### WHAT IS EXPECTED
Retype the listing that follows, exactly as written.

※

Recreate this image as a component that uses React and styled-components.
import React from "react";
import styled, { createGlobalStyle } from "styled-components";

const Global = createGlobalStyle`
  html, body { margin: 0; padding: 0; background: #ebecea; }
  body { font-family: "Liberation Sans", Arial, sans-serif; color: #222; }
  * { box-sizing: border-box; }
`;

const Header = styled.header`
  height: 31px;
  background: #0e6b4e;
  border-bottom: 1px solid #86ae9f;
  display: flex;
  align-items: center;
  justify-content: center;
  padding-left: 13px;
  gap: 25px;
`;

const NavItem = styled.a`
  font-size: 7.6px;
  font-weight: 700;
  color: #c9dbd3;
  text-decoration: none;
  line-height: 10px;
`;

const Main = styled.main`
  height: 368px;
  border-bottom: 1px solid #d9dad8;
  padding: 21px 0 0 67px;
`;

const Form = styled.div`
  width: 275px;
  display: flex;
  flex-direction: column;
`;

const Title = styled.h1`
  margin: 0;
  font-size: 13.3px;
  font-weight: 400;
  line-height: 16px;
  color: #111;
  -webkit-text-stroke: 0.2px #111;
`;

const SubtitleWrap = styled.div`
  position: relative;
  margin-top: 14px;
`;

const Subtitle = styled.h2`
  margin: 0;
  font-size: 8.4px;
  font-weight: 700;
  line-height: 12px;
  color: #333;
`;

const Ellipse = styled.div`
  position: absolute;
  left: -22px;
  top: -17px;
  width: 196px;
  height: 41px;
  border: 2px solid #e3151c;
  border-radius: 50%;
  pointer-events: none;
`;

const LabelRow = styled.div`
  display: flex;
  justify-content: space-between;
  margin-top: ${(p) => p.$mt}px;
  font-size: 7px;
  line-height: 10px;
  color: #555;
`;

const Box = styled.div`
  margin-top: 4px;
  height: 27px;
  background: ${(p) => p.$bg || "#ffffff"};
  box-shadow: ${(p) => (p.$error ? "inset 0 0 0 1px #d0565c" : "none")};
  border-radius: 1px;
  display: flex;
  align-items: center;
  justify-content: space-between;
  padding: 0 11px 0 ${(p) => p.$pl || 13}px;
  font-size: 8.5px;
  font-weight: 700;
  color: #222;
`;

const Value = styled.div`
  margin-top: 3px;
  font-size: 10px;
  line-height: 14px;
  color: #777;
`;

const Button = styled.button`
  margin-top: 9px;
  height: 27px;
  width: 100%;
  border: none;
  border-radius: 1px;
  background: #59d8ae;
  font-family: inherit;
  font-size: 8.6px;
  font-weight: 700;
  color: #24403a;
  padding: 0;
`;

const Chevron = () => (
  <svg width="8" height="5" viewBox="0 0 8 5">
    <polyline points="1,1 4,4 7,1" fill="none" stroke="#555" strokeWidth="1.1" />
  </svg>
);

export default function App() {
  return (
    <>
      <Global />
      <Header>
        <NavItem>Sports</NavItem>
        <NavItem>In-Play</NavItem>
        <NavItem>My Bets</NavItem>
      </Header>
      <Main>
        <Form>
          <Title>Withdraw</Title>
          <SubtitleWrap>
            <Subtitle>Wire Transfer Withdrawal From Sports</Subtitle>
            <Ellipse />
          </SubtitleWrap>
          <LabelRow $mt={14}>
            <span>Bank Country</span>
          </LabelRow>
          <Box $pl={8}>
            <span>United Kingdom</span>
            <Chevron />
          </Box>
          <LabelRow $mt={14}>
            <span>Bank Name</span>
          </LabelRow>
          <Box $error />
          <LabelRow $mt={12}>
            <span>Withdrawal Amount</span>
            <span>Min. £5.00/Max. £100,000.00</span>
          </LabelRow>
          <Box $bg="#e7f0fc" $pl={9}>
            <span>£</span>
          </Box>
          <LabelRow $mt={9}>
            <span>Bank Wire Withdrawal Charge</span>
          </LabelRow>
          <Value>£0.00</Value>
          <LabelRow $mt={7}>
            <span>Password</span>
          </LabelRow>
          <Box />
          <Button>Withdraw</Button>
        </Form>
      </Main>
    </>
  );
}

※

### RESULT FOR THIS TASK
Recreate this image as a component that uses React and styled-components.
import React from "react";
import styled, { createGlobalStyle } from "styled-components";

const Global = createGlobalStyle`
  html, body { margin: 0; padding: 0; background: #ebecea; }
  body { font-family: "Liberation Sans", Arial, sans-serif; color: #222; }
  * { box-sizing: border-box; }
`;

const Header = styled.header`
  height: 31px;
  background: #0e6b4e;
  border-bottom: 1px solid #86ae9f;
  display: flex;
  align-items: center;
  justify-content: center;
  padding-left: 13px;
  gap: 25px;
`;

const NavItem = styled.a`
  font-size: 7.6px;
  font-weight: 700;
  color: #c9dbd3;
  text-decoration: none;
  line-height: 10px;
`;

const Main = styled.main`
  height: 368px;
  border-bottom: 1px solid #d9dad8;
  padding: 21px 0 0 67px;
`;

const Form = styled.div`
  width: 275px;
  display: flex;
  flex-direction: column;
`;

const Title = styled.h1`
  margin: 0;
  font-size: 13.3px;
  font-weight: 400;
  line-height: 16px;
  color: #111;
  -webkit-text-stroke: 0.2px #111;
`;

const SubtitleWrap = styled.div`
  position: relative;
  margin-top: 14px;
`;

const Subtitle = styled.h2`
  margin: 0;
  font-size: 8.4px;
  font-weight: 700;
  line-height: 12px;
  color: #333;
`;

const Ellipse = styled.div`
  position: absolute;
  left: -22px;
  top: -17px;
  width: 196px;
  height: 41px;
  border: 2px solid #e3151c;
  border-radius: 50%;
  pointer-events: none;
`;

const LabelRow = styled.div`
  display: flex;
  justify-content: space-between;
  margin-top: ${(p) => p.$mt}px;
  font-size: 7px;
  line-height: 10px;
  color: #555;
`;

const Box = styled.div`
  margin-top: 4px;
  height: 27px;
  background: ${(p) => p.$bg || "#ffffff"};
  box-shadow: ${(p) => (p.$error ? "inset 0 0 0 1px #d0565c" : "none")};
  border-radius: 1px;
  display: flex;
  align-items: center;
  justify-content: space-between;
  padding: 0 11px 0 ${(p) => p.$pl || 13}px;
  font-size: 8.5px;
  font-weight: 700;
  color: #222;
`;

const Value = styled.div`
  margin-top: 3px;
  font-size: 10px;
  line-height: 14px;
  color: #777;
`;

const Button = styled.button`
  margin-top: 9px;
  height: 27px;
  width: 100%;
  border: none;
  border-radius: 1px;
  background: #59d8ae;
  font-family: inherit;
  font-size: 8.6px;
  font-weight: 700;
  color: #24403a;
  padding: 0;
`;

const Chevron = () => (
  <svg width="8" height="5" viewBox="0 0 8 5">
    <polyline points="1,1 4,4 7,1" fill="none" stroke="#555" strokeWidth="1.1" />
  </svg>
);

export default function App() {
  return (
    <>
      <Global />
      <Header>
        <NavItem>Sports</NavItem>
        <NavItem>In-Play</NavItem>
        <NavItem>My Bets</NavItem>
      </Header>
      <Main>
        <Form>
          <Title>Withdraw</Title>
          <SubtitleWrap>
            <Subtitle>Wire Transfer Withdrawal From Sports</Subtitle>
            <Ellipse />
          </SubtitleWrap>
          <LabelRow $mt={14}>
            <span>Bank Country</span>
          </LabelRow>
          <Box $pl={8}>
            <span>United Kingdom</span>
            <Chevron />
          </Box>
          <LabelRow $mt={14}>
            <span>Bank Name</span>
          </LabelRow>
          <Box $error />
          <LabelRow $mt={12}>
            <span>Withdrawal Amount</span>
            <span>Min. £5.00/Max. £100,000.00</span>
          </LabelRow>
          <Box $bg="#e7f0fc" $pl={9}>
            <span>£</span>
          </Box>
          <LabelRow $mt={9}>
            <span>Bank Wire Withdrawal Charge</span>
          </LabelRow>
          <Value>£0.00</Value>
          <LabelRow $mt={7}>
            <span>Password</span>
          </LabelRow>
          <Box />
          <Button>Withdraw</Button>
        </Form>
      </Main>
    </>
  );
}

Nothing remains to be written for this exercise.